• _TASK BRIEF_
Search the listing for "React" and copy every line where it appears.

## BEGIN RECORDS FOR THE TASK

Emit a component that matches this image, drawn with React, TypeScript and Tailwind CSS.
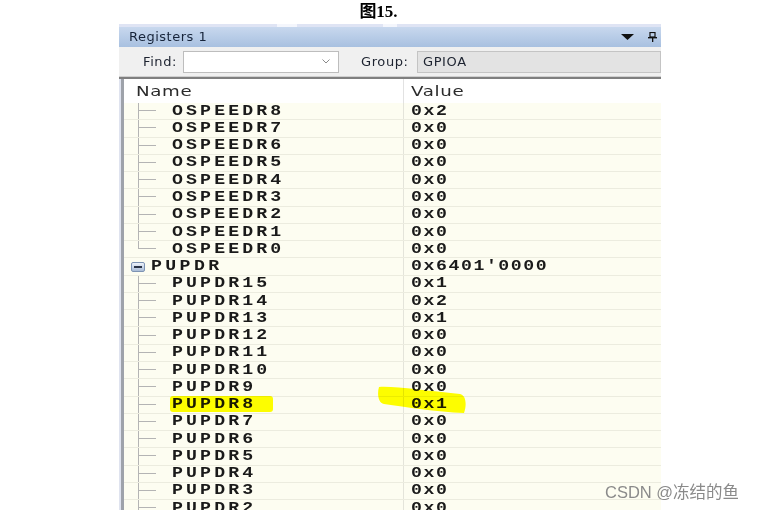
import React from "react";

type Row = {
  name: string;
  value: string;
  kind: "child" | "last" | "root";
};

const rows: Row[] = [
  { name: "OSPEEDR8", value: "0x2", kind: "child" },
  { name: "OSPEEDR7", value: "0x0", kind: "child" },
  { name: "OSPEEDR6", value: "0x0", kind: "child" },
  { name: "OSPEEDR5", value: "0x0", kind: "child" },
  { name: "OSPEEDR4", value: "0x0", kind: "child" },
  { name: "OSPEEDR3", value: "0x0", kind: "child" },
  { name: "OSPEEDR2", value: "0x0", kind: "child" },
  { name: "OSPEEDR1", value: "0x0", kind: "child" },
  { name: "OSPEEDR0", value: "0x0", kind: "last" },
  { name: "PUPDR", value: "0x6401'0000", kind: "root" },
  { name: "PUPDR15", value: "0x1", kind: "child" },
  { name: "PUPDR14", value: "0x2", kind: "child" },
  { name: "PUPDR13", value: "0x1", kind: "child" },
  { name: "PUPDR12", value: "0x0", kind: "child" },
  { name: "PUPDR11", value: "0x0", kind: "child" },
  { name: "PUPDR10", value: "0x0", kind: "child" },
  { name: "PUPDR9", value: "0x0", kind: "child" },
  { name: "PUPDR8", value: "0x1", kind: "child" },
  { name: "PUPDR7", value: "0x0", kind: "child" },
  { name: "PUPDR6", value: "0x0", kind: "child" },
  { name: "PUPDR5", value: "0x0", kind: "child" },
  { name: "PUPDR4", value: "0x0", kind: "child" },
  { name: "PUPDR3", value: "0x0", kind: "child" },
  { name: "PUPDR2", value: "0x0", kind: "child" },
];

const mono = "font-['Liberation_Mono',monospace] font-bold text-[14px] text-[#1a1a1a]";
const ui = "font-['DejaVu_Sans',sans-serif] text-[13px] tracking-[0.6px] text-[#1d2330]";

const Connector = ({ last }: { last: boolean }) => (
  <div className="flex h-full w-[18px] flex-col">
    <div className="h-1/2 border-b border-l border-[#b4b4b4]" />
    <div className={last ? "h-1/2" : "h-1/2 border-l border-[#b4b4b4]"} />
  </div>
);

const MinusBox = () => (
  <div className="flex h-[10px] w-[14px] items-center justify-center rounded-[2px] border border-[#7d93b3] bg-linear-to-b from-[#eef3fa] to-[#a9bcd6]">
    <div className="h-[2px] w-[8px] bg-[#2a3446]" />
  </div>
);

const TreeRow = ({ row }: { row: Row }) => (
  <div className="flex h-[17.27px] shrink-0 border-b border-[#ececdf] bg-[#fdfdf1]">
    <div className="flex w-[279px] items-center">
      {row.kind === "root" ? (
        <>
          <div className="ml-[7px]">
            <MinusBox />
          </div>
          <span className={`ml-[6px] inline-block origin-left scale-x-[1.3] tracking-[2.6px] ${mono}`}>
            {row.name}
          </span>
        </>
      ) : (
        <>
          <div className="ml-[14px] h-full">
            <Connector last={row.kind === "last"} />
          </div>
          <span className={`ml-[16px] inline-block origin-left scale-x-[1.3] tracking-[2.4px] ${mono}`}>
            {row.name}
          </span>
        </>
      )}
    </div>
    <div className="flex flex-1 items-center border-l border-[#e4e4da] pl-[7px]">
      <span className={`inline-block origin-left scale-x-[1.3] tracking-[1.2px] ${mono}`}>
        {row.value}
      </span>
    </div>
  </div>
);

export default function App() {
  return (
    <div className="relative h-[510px] w-[757px] overflow-hidden bg-white">
      <div className="flex h-[24px] items-center justify-center">
        <span className="font-['Liberation_Serif','Noto_Sans_CJK_SC',serif] text-[17px] font-bold text-black">
          图15.
        </span>
      </div>

      <div className="ml-[119px] flex w-[542px] flex-col">
        <div className="flex h-[3px] bg-[#dfe4f4]">
          <div className="ml-[158px] w-[20px] bg-[#f4f6fc]" />
          <div className="ml-[86px] w-[14px] bg-[#f4f6fc]" />
        </div>

        <div className="flex h-[20px] items-center bg-linear-to-b from-[#c8d8ee] to-[#a8c0e0] pl-[10px] pr-[4px]">
          <span className="font-['DejaVu_Sans',sans-serif] text-[13px] tracking-[0.5px] text-[#17243a]">
            Registers 1
          </span>
          <div className="ml-auto flex items-center gap-[14px]">
            <svg width="13" height="7" viewBox="0 0 13 7">
              <polygon points="0,0 13,0 6.5,6" fill="#111" />
            </svg>
            <svg width="9" height="10" viewBox="0 0 9 10">
              <rect x="2" y="0.5" width="5" height="4.5" fill="none" stroke="#111" strokeWidth="1.2" />
              <rect x="0" y="5" width="9" height="1.4" fill="#111" />
              <rect x="4" y="6" width="1.3" height="4" fill="#111" />
            </svg>
          </div>
        </div>

        <div className="flex h-[29px] items-center bg-[#f0f0f0] pl-[24px]">
          <span className={`w-[40px] ${ui}`}>Find:</span>
          <div className="flex h-[22px] w-[156px] items-center justify-end border border-[#bdbdbd] bg-white pr-[8px]">
            <svg width="8" height="5" viewBox="0 0 8 5">
              <polyline points="0.5,0.5 4,4 7.5,0.5" fill="none" stroke="#8a8a8a" strokeWidth="1" />
            </svg>
          </div>
          <span className={`ml-[22px] w-[56px] ${ui}`}>Group:</span>
          <div className="flex h-[22px] flex-1 items-center border border-[#c4c4c4] bg-[#e3e3e3] pl-[5px]">
            <span className={ui}>GPIOA</span>
          </div>
        </div>

        <div className="h-[1px] bg-[#cfcfcf]" />
        <div className="h-[2px] bg-[#7f7f7f]" />

        <div className="flex">
          <div className="w-[2px] bg-[#dfe3ef]" />
          <div className="w-[3px] bg-[#9ea2aa]" />
          <div className="flex flex-1 flex-col">
            <div className="flex h-[24px] bg-white">
              <div className="flex w-[279px] items-center pl-[12px]">
                <span className="inline-block origin-left scale-x-[1.3] font-['DejaVu_Sans',sans-serif] text-[14px] tracking-[0.5px] text-[#2b2b2b]">
                  Name
                </span>
              </div>
              <div className="flex flex-1 items-center border-l border-[#e2e2e2] pl-[7px]">
                <span className="inline-block origin-left scale-x-[1.3] font-['DejaVu_Sans',sans-serif] text-[14px] tracking-[0.5px] text-[#2b2b2b]">
                  Value
                </span>
              </div>
            </div>
            {rows.map((row) => (
              <TreeRow key={row.name} row={row} />
            ))}
          </div>
        </div>
      </div>

      <div className="pointer-events-none absolute left-[170px] top-[396px] h-[16px] w-[103px] rounded-[3px] bg-[#ffff00] mix-blend-multiply" />
      <svg
        className="pointer-events-none absolute left-[376px] top-[385px] mix-blend-multiply"
        width="92"
        height="30"
        viewBox="0 0 92 30"
      >
        <path
          d="M3 2 C 20 1, 50 6, 84 9 C 90 10, 91 20, 88 28 C 60 27, 30 22, 8 19 C 2 18, 1 8, 3 2 Z"
          fill="#ffff00"
        />
      </svg>

      <div className="absolute left-[605px] top-[480px] font-['Liberation_Sans','Noto_Sans_CJK_SC',sans-serif] text-[16.5px] text-[#8a8a8a]">
        CSDN @冻结的鱼
      </div>
    </div>
  );
}
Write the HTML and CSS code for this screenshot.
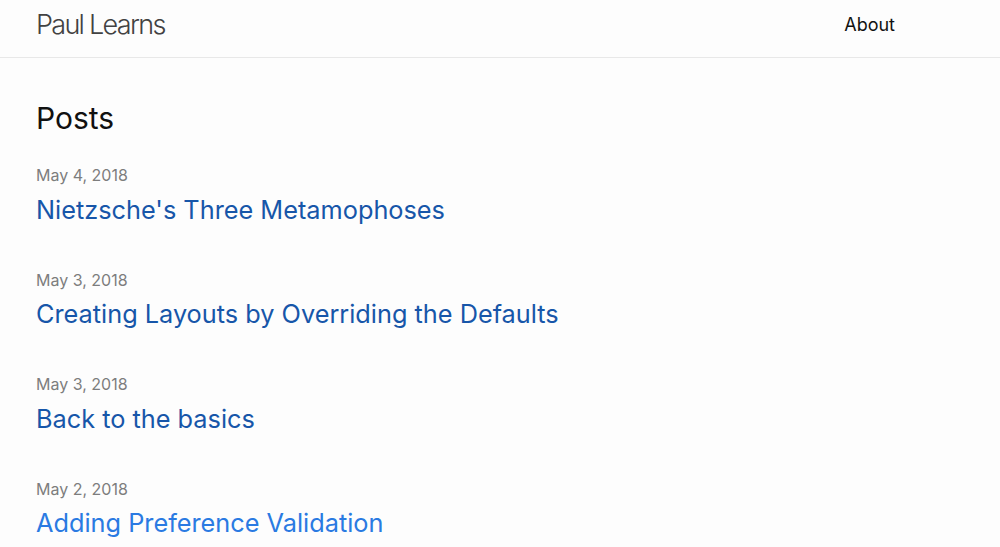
FILE: index.html
```html
<!DOCTYPE html>
<html lang="en">
<head>
<meta charset="utf-8">
<title>Paul Learns</title>
<link rel="stylesheet" href="styles.css">
</head>
<body>
<header class="site-header">
  <div class="header-inner">
    <a class="site-title" href="#">Paul Learns</a>
    <nav class="site-nav">
      <a class="page-link" href="#">About</a>
    </nav>
  </div>
</header>
<main class="page-content">
  <h1 class="page-heading">Posts</h1>
  <ul class="post-list">
    <li class="post-item">
      <span class="post-meta">May 4, 2018</span>
      <a class="post-link visited" href="#">Nietzsche's Three Metamophoses</a>
    </li>
    <li class="post-item">
      <span class="post-meta">May 3, 2018</span>
      <a class="post-link visited" href="#">Creating Layouts by Overriding the Defaults</a>
    </li>
    <li class="post-item">
      <span class="post-meta">May 3, 2018</span>
      <a class="post-link visited" href="#">Back to the basics</a>
    </li>
    <li class="post-item">
      <span class="post-meta">May 2, 2018</span>
      <a class="post-link" href="#">Adding Preference Validation</a>
    </li>
  </ul>
</main>
</body>
</html>
```
FILE: styles.css
```css
html, body {
  margin: 0;
  padding: 0;
}
body {
  background: #fdfdfd;
  font-family: Inter, "Liberation Sans", sans-serif;
  color: #111;
  overflow: hidden;
}
a { text-decoration: none; }
.site-header {
  border-bottom: 1px solid #e8e8e8;
}
.header-inner {
  display: flex;
  justify-content: space-between;
  align-items: center;
  height: 48px;
  padding: 0 105px 9px 36px;
}
.site-title {
  font-size: 27px;
  font-weight: 300;
  letter-spacing: -1.7px;
  color: #424242;
}
.page-link {
  font-size: 18px;
  color: #111;
}
.page-content {
  padding: 40px 36px 0;
}
.page-heading {
  margin: 0 0 25px;
  font-size: 30px;
  font-weight: 400;
  line-height: 40px;
}
.post-list {
  list-style: none;
  margin: 0;
  padding: 0;
  display: flex;
  flex-direction: column;
  gap: 42px;
}
.post-item {
  display: flex;
  flex-direction: column;
  gap: 6.5px;
}
.post-meta {
  font-size: 16px;
  color: #7d7d7d;
  line-height: 24px;
}
.post-link {
  font-size: 25.3px;
  line-height: 32px;
  color: #2a7ae2;
}
.post-link.visited {
  color: #1756a9;
}
```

## END RECORDS FOR THE TASK

• _FULL OUTPUT_
Emit a component that matches this image, drawn with React, TypeScript and Tailwind CSS.
import React from "react";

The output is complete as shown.